The air con was surprisingly good in our compartment, such that I found I did need to use the cover provided. But then I also had a few hot flushes to contend with later on. Every time I’ve had those again I remember my cancer journey and reflect that it’s a good job I didn’t try and do this a year ago. And how grateful I am to have such insignificant health problems to deal with now.

The lady from my next homestay has contacted me to offer me a ride from the train station to her place tomorrow morning for a small extra fee. I accepted, then she sent another message saying she forgot to mention it would be on a bike not in a car. 😳 I explained I have a big backpack so don’t think I can ride a bike. She said she thought it would be ok. (And then I realised she meant the oh so popular in Vietnam motorbike not a pedal bike!)

When I researched buses from the station in Da Nang to Hoi An, it looked like it would take 2 hours. And then I’d have to get a taxi to the homestay probably, which is out of town near the beach. But when I researched again, it said that to drive straight to the homestay (which is between Da Nang and Hoi An) would only take 36 minutes. I’d struggle to do 2 hours on the back of a motorbike with a huge backpack but 36 minutes might be ok. Having witnessed Vietnamese motorbike driving at its worst in Hanoi I had been vowing internally to never travel that way. Ah well, when in Rome…

Well, I fell asleep surprisingly easily the first time. So now my hot flush has passed let’s try for another go…don’t think about the motorbike don’t think about the motorbike don’t think about the motorbike… 😬😆

Ah. The light’s gone back on. The guy opposite looks like he’s preparing to get off. And Grandad below’s mobile just rang, so he’s now having a conversation. And the train has stopped and honked long and loud (to wake up anyone who needs to get off??) It’s only 8:40pm still. Another 11 and a half hours to go!!! (Don’t think about the motorbike don’t think about the motorbike don’t think about the motorbike 😂) Oh. I think the family got off too. (While I was facing the wall.) Does this mean I may have the room to myself…??? There are more people getting on, wandering up and down the corridor trying to locate their “seat”. Ah, a sharp suited businessman just got in, greeted me “Hello” and is installing himself below. Well, I can honestly say I’ve never experienced anything remotely like this before! It’s like celebrity wife swap without the celebrity. Or the wives or husbands. Thank goodness!😂😂😂

Night night… I think… (will this guy ever turn the light off?? I guess it’s still only 9:05pm)…Turns out he was being polite leaving it to me to decide when to turn out the light.

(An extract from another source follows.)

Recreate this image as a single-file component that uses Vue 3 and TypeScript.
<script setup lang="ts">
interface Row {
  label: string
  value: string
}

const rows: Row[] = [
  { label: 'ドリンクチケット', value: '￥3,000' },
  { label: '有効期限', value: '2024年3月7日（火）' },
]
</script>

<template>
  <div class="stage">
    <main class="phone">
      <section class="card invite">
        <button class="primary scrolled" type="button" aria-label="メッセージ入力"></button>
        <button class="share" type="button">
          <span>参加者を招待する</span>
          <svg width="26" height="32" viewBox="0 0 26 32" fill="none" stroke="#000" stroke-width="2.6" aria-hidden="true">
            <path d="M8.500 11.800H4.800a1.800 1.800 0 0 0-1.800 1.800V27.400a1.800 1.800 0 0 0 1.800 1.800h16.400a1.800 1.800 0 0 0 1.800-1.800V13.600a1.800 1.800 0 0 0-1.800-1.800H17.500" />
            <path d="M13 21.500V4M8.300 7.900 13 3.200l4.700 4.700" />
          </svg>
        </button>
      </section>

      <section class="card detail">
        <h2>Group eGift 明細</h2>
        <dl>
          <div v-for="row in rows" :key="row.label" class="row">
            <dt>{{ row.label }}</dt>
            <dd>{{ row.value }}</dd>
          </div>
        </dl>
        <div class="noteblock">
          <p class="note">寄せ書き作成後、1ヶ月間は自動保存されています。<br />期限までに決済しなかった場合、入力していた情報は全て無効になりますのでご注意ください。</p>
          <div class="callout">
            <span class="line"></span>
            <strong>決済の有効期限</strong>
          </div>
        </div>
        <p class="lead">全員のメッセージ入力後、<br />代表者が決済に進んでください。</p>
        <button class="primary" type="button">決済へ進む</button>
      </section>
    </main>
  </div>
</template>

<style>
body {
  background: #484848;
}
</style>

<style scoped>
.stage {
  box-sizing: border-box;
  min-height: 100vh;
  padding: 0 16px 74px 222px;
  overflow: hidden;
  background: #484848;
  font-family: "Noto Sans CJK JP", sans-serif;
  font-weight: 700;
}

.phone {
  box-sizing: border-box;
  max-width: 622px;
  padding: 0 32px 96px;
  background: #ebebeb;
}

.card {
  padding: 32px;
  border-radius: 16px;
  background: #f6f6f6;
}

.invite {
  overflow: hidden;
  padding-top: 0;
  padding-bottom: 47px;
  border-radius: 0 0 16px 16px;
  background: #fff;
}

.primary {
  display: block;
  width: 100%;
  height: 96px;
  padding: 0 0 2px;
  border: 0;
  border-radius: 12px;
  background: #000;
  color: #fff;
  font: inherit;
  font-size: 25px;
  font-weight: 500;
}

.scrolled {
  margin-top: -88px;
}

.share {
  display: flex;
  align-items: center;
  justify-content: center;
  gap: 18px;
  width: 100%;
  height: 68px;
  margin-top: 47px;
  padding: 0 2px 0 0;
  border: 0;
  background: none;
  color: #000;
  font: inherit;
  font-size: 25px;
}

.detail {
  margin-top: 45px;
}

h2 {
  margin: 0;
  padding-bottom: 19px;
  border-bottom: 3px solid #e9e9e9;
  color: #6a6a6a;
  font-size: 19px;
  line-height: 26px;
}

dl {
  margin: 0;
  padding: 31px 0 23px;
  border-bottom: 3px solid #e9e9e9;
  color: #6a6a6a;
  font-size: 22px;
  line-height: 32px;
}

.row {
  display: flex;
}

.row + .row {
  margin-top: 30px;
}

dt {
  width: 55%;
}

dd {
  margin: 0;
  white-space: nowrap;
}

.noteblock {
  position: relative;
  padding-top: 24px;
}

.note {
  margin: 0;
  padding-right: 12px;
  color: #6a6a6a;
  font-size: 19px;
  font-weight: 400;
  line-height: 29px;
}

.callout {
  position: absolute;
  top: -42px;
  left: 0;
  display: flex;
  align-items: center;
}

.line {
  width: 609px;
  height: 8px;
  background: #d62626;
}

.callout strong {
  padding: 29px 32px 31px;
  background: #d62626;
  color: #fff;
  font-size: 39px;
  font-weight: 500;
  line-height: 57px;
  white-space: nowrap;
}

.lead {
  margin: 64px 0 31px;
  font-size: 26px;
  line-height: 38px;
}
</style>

5am for some reason Maps Me can’t locate me even when we’ve stopped for quite a while. And although there are occasionally some random announcements they’re always in Vietnamese and never translated and so far I’ve been unable to distinguish any place names in them (though to be honest I’d be unlikely to). And there are no electronic signs telling us where we are. And when we stop at stations there are no announcements on the train (I guess to avoid disturbing us weary travellers.) So all in all I really hope the estimated time of arrival in Da Nang is roughly correct (or at least not later than we actually arrive). It’s my only guide as to where we might be. Hmmm. We shall see…

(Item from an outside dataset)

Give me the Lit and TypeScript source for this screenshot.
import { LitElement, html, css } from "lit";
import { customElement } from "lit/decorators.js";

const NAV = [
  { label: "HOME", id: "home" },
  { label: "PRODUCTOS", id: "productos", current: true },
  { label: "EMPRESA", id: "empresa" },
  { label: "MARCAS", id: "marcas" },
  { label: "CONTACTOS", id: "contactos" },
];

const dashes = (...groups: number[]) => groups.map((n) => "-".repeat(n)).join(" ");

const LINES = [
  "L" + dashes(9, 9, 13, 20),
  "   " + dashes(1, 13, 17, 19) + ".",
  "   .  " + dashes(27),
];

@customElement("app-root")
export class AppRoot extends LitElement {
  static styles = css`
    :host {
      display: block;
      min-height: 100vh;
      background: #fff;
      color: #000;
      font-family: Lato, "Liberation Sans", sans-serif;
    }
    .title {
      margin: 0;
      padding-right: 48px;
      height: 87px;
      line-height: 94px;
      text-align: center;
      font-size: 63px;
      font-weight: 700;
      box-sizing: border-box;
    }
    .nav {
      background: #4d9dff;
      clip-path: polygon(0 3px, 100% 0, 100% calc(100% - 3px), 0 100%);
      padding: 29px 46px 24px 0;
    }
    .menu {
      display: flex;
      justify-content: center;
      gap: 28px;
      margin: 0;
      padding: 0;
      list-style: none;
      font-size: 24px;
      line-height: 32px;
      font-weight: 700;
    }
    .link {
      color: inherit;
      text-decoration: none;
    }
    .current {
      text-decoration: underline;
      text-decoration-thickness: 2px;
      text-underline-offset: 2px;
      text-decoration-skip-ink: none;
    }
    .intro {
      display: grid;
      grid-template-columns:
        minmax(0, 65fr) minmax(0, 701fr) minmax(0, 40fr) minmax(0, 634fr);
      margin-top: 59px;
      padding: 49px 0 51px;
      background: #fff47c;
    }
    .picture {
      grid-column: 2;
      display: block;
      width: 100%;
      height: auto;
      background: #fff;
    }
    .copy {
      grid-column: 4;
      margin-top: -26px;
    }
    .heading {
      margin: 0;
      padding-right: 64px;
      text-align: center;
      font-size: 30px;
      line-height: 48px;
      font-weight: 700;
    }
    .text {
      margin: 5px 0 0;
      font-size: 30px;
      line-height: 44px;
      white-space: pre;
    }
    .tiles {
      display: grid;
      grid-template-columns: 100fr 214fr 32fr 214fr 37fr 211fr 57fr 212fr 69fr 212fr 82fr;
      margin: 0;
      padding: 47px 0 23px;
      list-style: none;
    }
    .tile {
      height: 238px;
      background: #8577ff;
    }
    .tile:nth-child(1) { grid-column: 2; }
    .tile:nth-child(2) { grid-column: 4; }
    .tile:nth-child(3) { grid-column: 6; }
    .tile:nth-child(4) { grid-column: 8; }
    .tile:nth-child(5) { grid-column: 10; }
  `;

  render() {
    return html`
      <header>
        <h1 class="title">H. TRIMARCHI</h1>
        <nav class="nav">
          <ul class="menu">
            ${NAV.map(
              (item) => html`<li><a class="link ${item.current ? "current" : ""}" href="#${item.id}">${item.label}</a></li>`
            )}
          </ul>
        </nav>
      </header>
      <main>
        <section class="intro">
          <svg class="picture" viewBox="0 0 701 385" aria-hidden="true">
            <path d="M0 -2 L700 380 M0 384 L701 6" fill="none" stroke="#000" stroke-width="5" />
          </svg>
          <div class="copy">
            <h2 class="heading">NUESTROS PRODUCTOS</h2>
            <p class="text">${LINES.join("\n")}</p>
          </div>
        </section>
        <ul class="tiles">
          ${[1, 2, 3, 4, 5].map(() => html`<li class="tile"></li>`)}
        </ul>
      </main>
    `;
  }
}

In the meantime I have so far managed to get down and back up to the bunk again about four times. I’m becoming a pro! (Oh the curse of a weak bladder!) and I managed to locate my powerbank so I am charging up my phone ready for the next stage in the journey.

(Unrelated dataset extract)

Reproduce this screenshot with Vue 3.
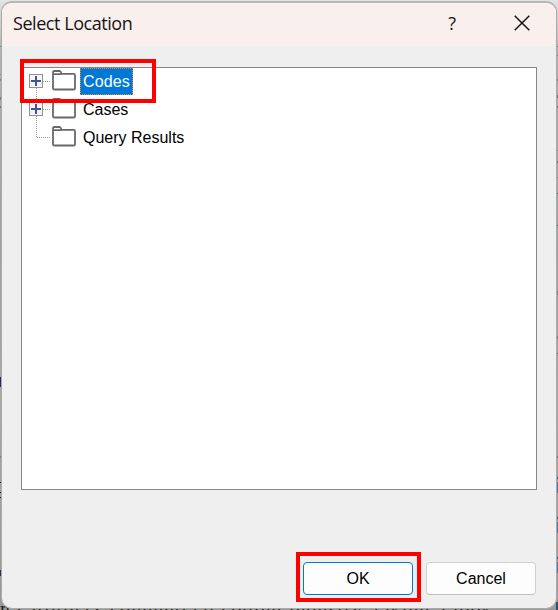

We just hit a rainy patch which probably means we’re getting somewhere vaguely close. Due to arrive in Hoi An at 8am ish. I naïvely thought this would be the terminus for this train but of course it’s not. I reckon it’s going all the way to Ho Chi Minh in the South.

Everyone has been getting on and having to reuse the previous person’s sheets. I’m glad I got on as far north as I did. Mine were definitely clean as I watched the guard get them out of his cupboard for me. I’ll try to leave them in a vaguely decent state for whoever comes after me.